Вот что имя делает — назвали Шуру «ректумом», прямой кишкой по-латыни, и в проктологи вывели! Правда тогда, на первом курсе, Шура был ещё тот профессор… Как-то заставили его оформить титульный лист истории болезни. Как раз поступил на терапию солдат с воспалениём лёгких. Он чёрный был, в смысле настоящий негр. Наверное, мамка в студенческие годы нагуляла, хотя тогда такое было редкостью. В смысле русские негры, а не гулять. Так вот ему Шура в истории болезни так и поставил главный диагноз «русский негр», а в сопутствующую патологию уже записал воспаление. Доцент это увидел, начал смеяться и Ректума позорить. Тот извинился за ошибку, «русский негр» зачеркнул и написал «советский негр»!
На своём курсе Фил не был самым умным, он был одним из самых волевых и терпеливых. Первым вызвался на Анатомии ощипать голову. Тогда на кафедре существовал строгий порядок — в конце семестра у «почиканного» трупака обычной ножевкой отпиливали башку, которую «варили» в специальном растворе. Этот метод назывался ферментативно-щелочной мацерацией, после которой все мягкие ткани легко удалялись анатомическим пинцетом и проволокой. Мацерированную голову можно было взять «на личный череп», но с условием — одну голову необходимо было ощипать для кафедры, а потом сколько хочешь для себя. «Кафедральный» череп Фил щипал на месте, а вот «свой собственный» решил доделать дома, точнее после отбоя, сидя на перевернутом мусорном ведре в туалете казармы. Да ничего особенного — многие так делали. На кафедре он быстро содрал с «варёной» головы скальп и щёки, выдернул язык и глаза, а остальное уложил в целофановый кулек и засунул в портфель. По пути забежал в булочную, чтобы купить белый батон, абсолютно необходимю вещь для желающих учиться до трёх ночи. Ужин в восемь, и через семь часов молодой организм просто помирает от голода.
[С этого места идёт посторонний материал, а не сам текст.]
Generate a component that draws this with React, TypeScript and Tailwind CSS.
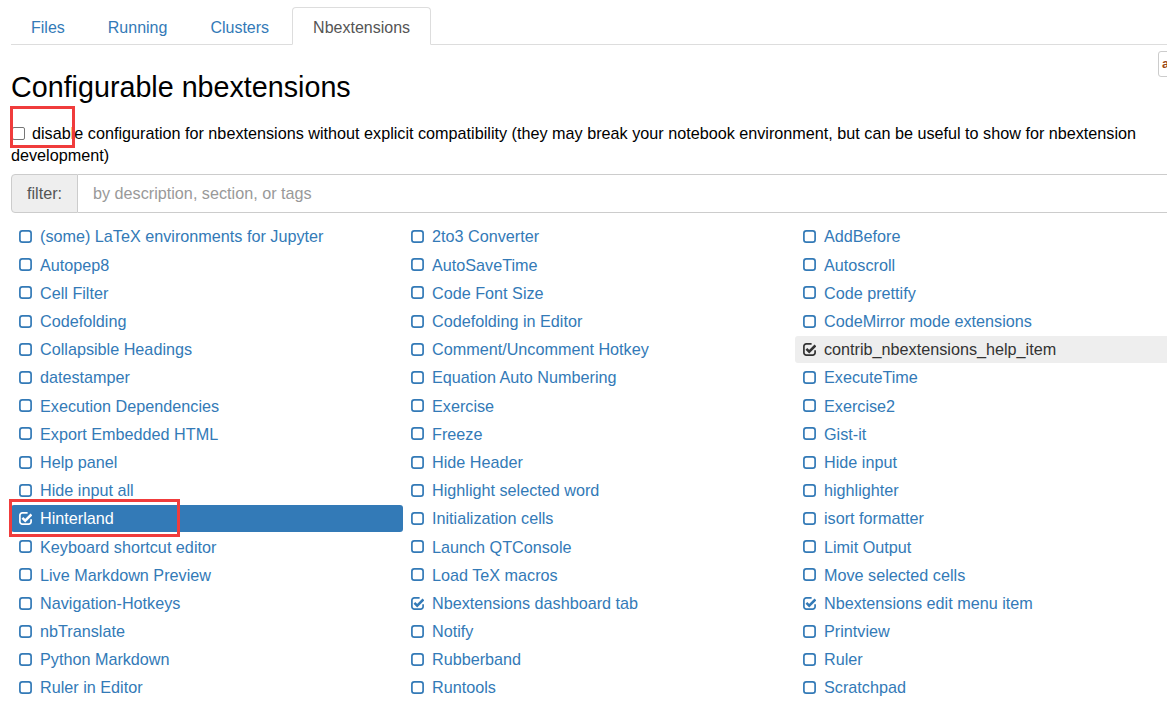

В булочной не обошлось без курьеза — Филу пришлось уносить от туда ноги так споро, насколько он был способен. Фил не собирался толкать булку рядом с трупной головой, стоя у кассы он просто понял, что забыл свой кошелёк во внутренем кармане портфеля. Открыть портфель, чтоб все увидели человеческую голову, он не мог. Такие случаи с курсантами порою случались, и начальство за них довольно строго наказывало. Поэтому Фил лишь чуть-чуть приоткрыл язычек и в узкую щёлочку затолкал свою руку. Но тут вмешалась тётка на кассе, которой такое поведение покупателя показалось очень подозрительным:
— Молодой человек, а чего вы платите только за сайку, я же видела, что вы большую буханку круглого белого брали — во она у вас в портфеле выпирает!
— Извините, это не хлеб, я брал только сайку!
— Тогда откройте портфель!
— Не открою!
— Он врёт, а ещё и военный! Товарищи! Это вор!
Люди в очереди злобно зашипели, и Филу стало крайне неприятно. Его взяла злость на дуру-продавщицу, и он снова запустил в портфель руку громко говоря:
— Хотите посмотреть — пожалуйста. И хлеба мне вашего не надо — без хлеба поужинаю!
С этими словами Фил выдернул из портфеля кулёк с варенной головой поднёс его к лицу продавщицы. Очередь ахнула. Кто-то тихо, но очень отчетливо в ужасе брякнул:
— Объел то как!!!
Фил кинул голову обратно в портфель и бегом выбежал на улицу. Через витринное стекло булочной было видно, как несколько человек бросились поддержать падающую в обморок продавщицу. Ещё слава богу, что ментам не позвонили и не стукнули на Факультет. О подобных выходках курсантов могут рассказать в любой булочной, что в радиусе двух километров от ВМА, а в этой ближайшей и подавно. Пора бы привыкнуть.